One reason for the size of Adichie's novel is that in addition to being set in Lagos the novel travels to London and several east coast U.S. cities. In many ways, more than anything else, the narrative is cosmopolitan in its tones, locations, and themes; a narrative of Africa's diaspora as it gathers at dinner tables, in kitchens, and various places of employment, both domestic and abroad.

However, in crossing the Atlantic Ocean twice, Ifemelu moves away from an identity rooted in either the geography of Nigeria or the U.S. She is a woman without a country, but she is a woman with a blog. And it's her words on an internet without borders that provides her a haven as she finds herself in a position akin to George Simmel's "The Stranger", for it is through her position as a Nigerian living in the U.S. and then as an Americanah returning to Nigeria that she is able to voice astute critiques of both nations and their cultures (more so the U.S.).


Ifemelu's blog entries, especially her commentary on contemporary race relations, makes the novel one part a successor to The Autobiography of Malcolm X, while the romance narrative between the characters Ifemelu and Obinze makes the novel one part Jeffrey Eugenides' The Marriage Plot. Of course, Adichie cites other texts more explicitly, most notably Chinua Achebe's Things Fall Apart and Graham Greene's The Heart of the Matter. And it is the former of these two titles from which no African literature seems able to escape (whether it needs to or not is probably up for debate).

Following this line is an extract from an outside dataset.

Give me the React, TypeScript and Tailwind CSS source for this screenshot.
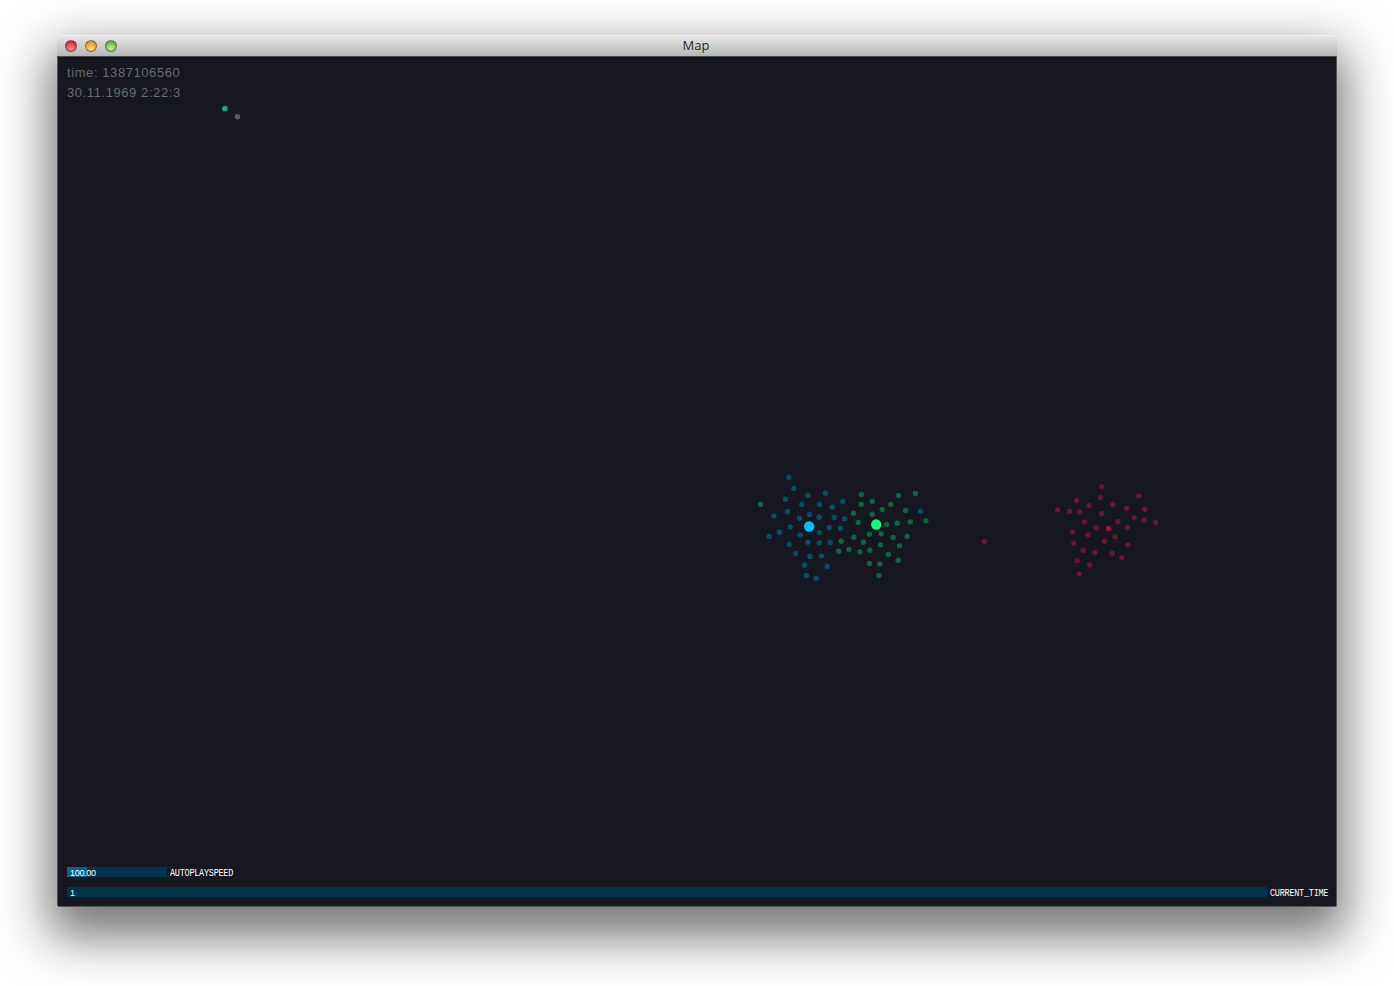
const BLUE_ORIGIN = [750, 465];
const blue = [[116,37],[131,70],[173,91],[226,84],[106,102],[155,118],[208,118],[246,126],[278,109],[112,139],[71,152],[148,159],[178,148],[207,156],[252,157],[283,161],[120,185],[237,187],[271,189],[88,201],[57,214],[150,209],[208,202],[117,237],[173,231],[207,233],[240,232],[136,265],[179,274],[214,272],[163,300],[231,304],[169,331],[198,339],[511,138]];
const green = [[31,118],[334,88],[333,118],[366,109],[445,91],[496,85],[422,118],[396,133],[466,136],[310,144],[366,147],[324,172],[409,178],[441,174],[480,170],[527,167],[358,207],[393,206],[311,216],[429,217],[471,214],[273,228],[340,231],[391,239],[448,242],[266,258],[296,253],[329,260],[359,255],[415,268],[444,285],[358,295],[389,296],[386,331]];
const RED_ORIGIN = [970, 475];
const red = [[43,199],[395,35],[391,67],[506,62],[319,76],[356,91],[428,88],[262,104],[298,108],[329,110],[394,115],[469,100],[524,102],[492,128],[521,135],[556,142],[343,140],[443,139],[378,158],[472,157],[307,170],[354,179],[435,185],[403,198],[311,204],[473,209],[339,226],[374,232],[426,234],[455,248],[321,257],[358,269],[327,296]];

// Canvas coordinates: the canvas's padding box starts at page (58, 57)
const cx = (o: number[], x: number) => o[0] + x / 3 - 58 + 0.2;
const cy = (o: number[], y: number) => o[1] + y / 3 - 57 + 0.2;

function MapDots() {
  return (
    <svg className="absolute inset-0 w-full h-full" viewBox="0 0 1278 849">
      {blue.map((p, i) => <circle key={`b${i}`} cx={cx(BLUE_ORIGIN, p[0])} cy={cy(BLUE_ORIGIN, p[1])} r="2.7" fill="#0c4c67" />)}
      {green.map((p, i) => <circle key={`g${i}`} cx={cx(BLUE_ORIGIN, p[0])} cy={cy(BLUE_ORIGIN, p[1])} r="2.7" fill="#13643d" />)}
      {red.map((p, i) => <circle key={`r${i}`} cx={cx(RED_ORIGIN, p[0])} cy={cy(RED_ORIGIN, p[1])} r="2.7" fill="#67192d" />)}
      <circle cx={cx(RED_ORIGIN, 415)} cy={cy(RED_ORIGIN, 160)} r="2.7" fill="#9c1830" />
      <circle cx={cx(BLUE_ORIGIN, 177)} cy={cy(BLUE_ORIGIN, 184)} r="5.2" fill="#00bfff" />
      <circle cx={cx(BLUE_ORIGIN, 378)} cy={cy(BLUE_ORIGIN, 178)} r="5.2" fill="#1cf56e" />
      <circle cx="167.2" cy="51.7" r="3.2" fill="#1a5566" />
      <circle cx="166.6" cy="51.7" r="2.4" fill="#2ea98e" />
      <circle cx="179.5" cy="59.7" r="2.7" fill="#5a5b62" />
    </svg>
  );
}

function Light({ className }: { className: string }) {
  return <div className={`w-3 h-3 rounded-full border border-[rgba(60,60,60,0.55)] ${className}`} />;
}

function Slider({ value, label, barClass, fillClass }: { value: string; label: string; barClass: string; fillClass: string }) {
  return (
    <div className="flex items-center h-2.5">
      <div className={`relative h-2.5 bg-[#03344e] ${barClass}`}>
        <div className={`h-full bg-[#07658f] ${fillClass}`} />
        <span className="absolute left-[3px] top-[0.5px] leading-[10px] text-[9px] tracking-[-0.3px] text-white origin-center scale-y-110 font-['Liberation_Sans',sans-serif]">{value}</span>
      </div>
      <span className="relative top-[1px] inline-block ml-[3px] leading-[10px] text-[8.5px] tracking-[-0.25px] text-white origin-center scale-y-125 font-['Liberation_Mono',monospace]">{label}</span>
    </div>
  );
}

export default function App() {
  return (
    <div className="h-[986px] bg-white pt-[35px] px-[57px] overflow-hidden">
      <div className="h-[872px] flex flex-col rounded-t-[5px] shadow-[0_22px_50px_8px_rgba(0,0,0,0.55)]">
        <div className="h-[22px] flex items-center relative rounded-t-[5px] border-t border-[#f0f0f0] border-b border-b-[#4a4a4a] bg-gradient-to-b from-[#e6e6e6] to-[#b6b6b6] shrink-0">
          <div className="flex gap-2 ml-2">
            <Light className="bg-[radial-gradient(circle_at_50%_75%,#ff9a9a,#e8303c_60%,#b01a24)]" />
            <Light className="bg-[radial-gradient(circle_at_50%_75%,#ffd78a,#f0a030_60%,#b87818)]" />
            <Light className="bg-[radial-gradient(circle_at_50%_75%,#c8eea0,#70c050_60%,#4a8f30)]" />
          </div>
          <span className="absolute inset-x-0 pr-[2px] text-center text-[13px] text-[#2a2a2a] font-['Open_Sans',sans-serif]">Map</span>
        </div>
        <div className="relative flex-1 flex flex-col justify-between bg-[#161720] border-x border-b border-[#555555] rounded-b-[2px] pl-[9px] pb-[9px]">
          <MapDots />
          <div className="relative pt-[6px] text-[13px] leading-5 tracking-[0.58px] text-[#6a6b70] font-['Liberation_Sans',sans-serif]">
            <div>time: 1387106560</div>
            <div>30.11.1969 2:22:3</div>
          </div>
          <div className="relative flex flex-col gap-2.5">
            <Slider value="100.00" label="AUTOPLAYSPEED" barClass="w-[100px]" fillClass="w-5" />
            <Slider value="1" label="CURRENT_TIME" barClass="w-[1200px]" fillClass="w-0" />
          </div>
        </div>
      </div>
    </div>
  );
}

And yet, Adichie both embraces and rejects the Igbo archetype established by Achebe's tragic hero Okonokwo. This complex acknowledgement of Achebe and Okonkwo's dual legacy is most explicitly voiced in Ifemelu's defense of her nephew's attempted suicide: "Foreign behavior? What the fuck are you talking about? Foreign behavior? Have you read Things Fall Apart?" (425). However, the characterization of both Ifemelu and Obinze's relationship (as well as Ifemelu's romantic relationships with two American males, one white and one black) reveals a world in which the power structures within the confines of the global economic system and its corresponding race relations are much more complex than those present in Achebe's Things Fall Apart. 

In this way, the novel's last line, "Come in" (477), reads as an invitation to not only the character Obinze but to Adichie's readers. But the Nigeria to which they are being welcomed has evolved beyond the apocalyptic despair that makes up so much of African literature, including Achebe's seminal narrative. And, in many ways, despite taking place in Sierra Leone, Ishmael Beah's novel wrestles with that same legacy, only without finding such a grounded sense for optimism as Adichie's ending, despite his stated efforts to the contrary.

Beah's first book, A Long Way Gone: Memoirs of a Boy Soldier, in part due to its efforts at truth-telling, fulfills and perpetuates the expectations for violence and despair in the African lives and the stories told of them. This is not his fault. His experiences were terrible and in need of sharing. But the violence in the book's first half overshadows much of the healing in its latter stages.

Readers often compare an author's succeeding texts to the first impression made by the author, and Beah's first impression is one of cinematic violence; violence that by existing within a context of civil war echoes the suicide of Okonkwo. Moreover, Radiance of Tomorrow's book jacket invites the comparison of Beah's second book with his first, even if one is a work of fiction and the other is not: "If A Long Way Gone taught us to mourn the crimes of yesterday, Radiance of Tomorrow introduces us to a people who must survive their guilt and accept tomorrow, with all its promise--and radiance." This claim presents the novel as metaphorical sunlight to the very real shadows of A Long Way Gone. 




And yet, Beah's novel, while more quiet in its violence, exposes a war waged on the rural identities of Sierra Leone's people (in some ways reminiscent of Richard Llewellyn's 1939 novel How Green Was My Valley?). However, more so than Llewellyn's novel about a boy's life experiences in a Welsh valley, and more so than Adichie's multi-continent Americanah, Beah's novel is a story about place. Without being driven by a protagonist, the story collapses and unfolds from elders collecting burned bones in a village's ruins to the urban labyrinth of Freetown. And, because the novel indeed has no protagonist, the lives and deaths to be examined are those of the village and its culture.

And through the movements of a universe that shrivels and expands, Beah reveals the rupturing that has dislodged Sierra Leone's youth from the traditions of their elders. And that rupturing is a war that cannot be spoken but merely alluded to through the presence of those individuals living with amputated limbs, scarred bodies, and haunted memories. And, as much as Adichie's novel pries itself away from the tragic nature of Okonkwo's narrative shadow, Beah's tale of uprooted traditions, even in its moments of playful trickery, appears to walk a machete's edge. And, in that teetering between the future and the past, between moving on and falling apart, is perhaps something like the present--and over 3,000 kilometers of lived experience. Along those roads, too, is the body of Okonkwo marking just how far--and near--we've traveled, by the mile and the book.